Flow resistance in steep streams: An experimental study

Abstract

Frequently, an assessment of the mean water velocity in a stream is necessary to estimate the discharge associated with a particular flow depth or, conversely, the mean depth associated with a particular discharge. In the absence of a direct measurement of flow velocity, a flow resistance approach, which establishes the relation between depth and velocity, can be applied. Two approaches have been used in the past: traditional approaches based on the use of a resistance coefficient (e.g., Darcy‐Weisbach) or dimensionless hydraulic geometry approaches. To examine if one approach is more appropriate for steep streams, data from 31 flume experiments conducted to examine flow resistance in self‐formed cascade channels were analyzed.
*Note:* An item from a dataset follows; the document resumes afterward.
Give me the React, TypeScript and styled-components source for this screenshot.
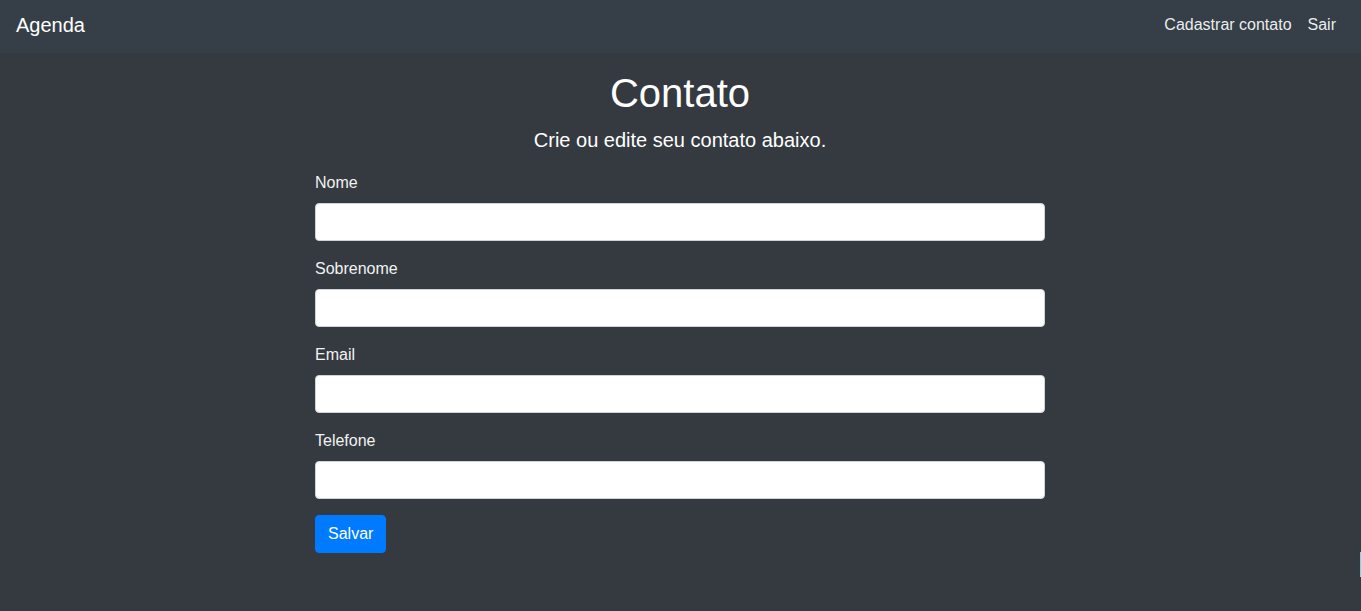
import React from "react";
import styled, { createGlobalStyle } from "styled-components";

const Global = createGlobalStyle`
  html, body { margin: 0; padding: 0; }
  body {
    background: #343a40;
    font-family: "Liberation Sans", Arial, sans-serif;
    font-size: 16px;
    line-height: 1.5;
    color: #fff;
    min-height: 611px;
    overflow: hidden;
  }
  * { box-sizing: border-box; }
`;

const Page = styled.div`
  position: relative;
  min-height: 611px;
`;

const Navbar = styled.nav`
  height: 53px;
  background: #363f48;
  display: flex;
  align-items: center;
  justify-content: space-between;
  padding: 0 17px 0 16px;
`;

const Brand = styled.a`
  font-size: 20px;
  line-height: 30px;
  color: #fff;
  text-decoration: none;
  margin-top: -3px;
`;

const NavLinks = styled.div`
  display: flex;
  margin-top: -3px;
`;

const NavLink = styled.a`
  font-size: 16px;
  line-height: 24px;
  padding: 0 8px;
  color: rgba(255, 255, 255, 0.92);
  text-decoration: none;
`;

const Main = styled.main`
  width: 731px;
  margin: 0 auto;
  padding: 16px 1px 0 0;
`;

const Title = styled.h1`
  margin: 0 0 8px;
  font-size: 40px;
  font-weight: 400;
  line-height: 48px;
  text-align: center;
`;

const Lead = styled.p`
  margin: 0 0 16px;
  font-size: 20px;
  line-height: 30px;
  text-align: center;
`;

const Form = styled.form`
  display: flex;
  flex-direction: column;
`;

const Group = styled.div`
  display: flex;
  flex-direction: column;
  margin-bottom: 16px;
`;

const Label = styled.label`
  font-size: 16px;
  line-height: 24px;
  margin-bottom: 8px;
  color: #f2f2f2;
`;

const Input = styled.input`
  height: 38px;
  width: 100%;
  border: 1px solid #ced4da;
  border-radius: 4px;
  background: #fff;
  padding: 6px 12px;
  font-size: 16px;
  font-family: inherit;
`;

const Button = styled.button`
  align-self: flex-start;
  height: 38px;
  padding: 6px 12px;
  background: #007bff;
  border: 1px solid #007bff;
  border-radius: 4px;
  color: #fff;
  font-size: 16px;
  line-height: 24px;
  font-family: inherit;
`;

const EdgeMark = styled.div`
  position: absolute;
  right: 0;
  top: 552px;
  width: 1px;
  height: 25px;
  background: #7fd8e8;
`;

const fields = ["Nome", "Sobrenome", "Email", "Telefone"];

export default function App() {
  return (
    <Page>
      <Global />
      <Navbar>
        <Brand href="#">Agenda</Brand>
        <NavLinks>
          <NavLink href="#">Cadastrar contato</NavLink>
          <NavLink href="#">Sair</NavLink>
        </NavLinks>
      </Navbar>
      <Main>
        <Title>Contato</Title>
        <Lead>Crie ou edite seu contato abaixo.</Lead>
        <Form onSubmit={(e) => e.preventDefault()}>
          {fields.map((f) => (
            <Group key={f}>
              <Label>{f}</Label>
              <Input type="text" />
            </Group>
          ))}
          <Button type="submit">Salvar</Button>
        </Form>
      </Main>
      <EdgeMark />
    </Page>
  );
}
A dimensionless hydraulic geometry approach developed using at‐a‐station data to characterize the q* exponent and between‐site data to characterize the exponent on the channel slope term was more accurate than more traditional approaches. The developed relation was similar to the established rational relation (v α g0.2q0.6s−0.4S0.2), suggesting that the rational relation has merit. The approach does not utilize a flow partitioning approach since, in steep streams with small relative depths, the grains themselves generate form and spill resistance. The observation that a single dimensionless hydraulic geometry flow resistance relation can describe measurements across a range of grain sizes and bed slopes (3–21%) suggests that steep streams may follow a single scaling relation similar to the regime equations associated with lowland rivers.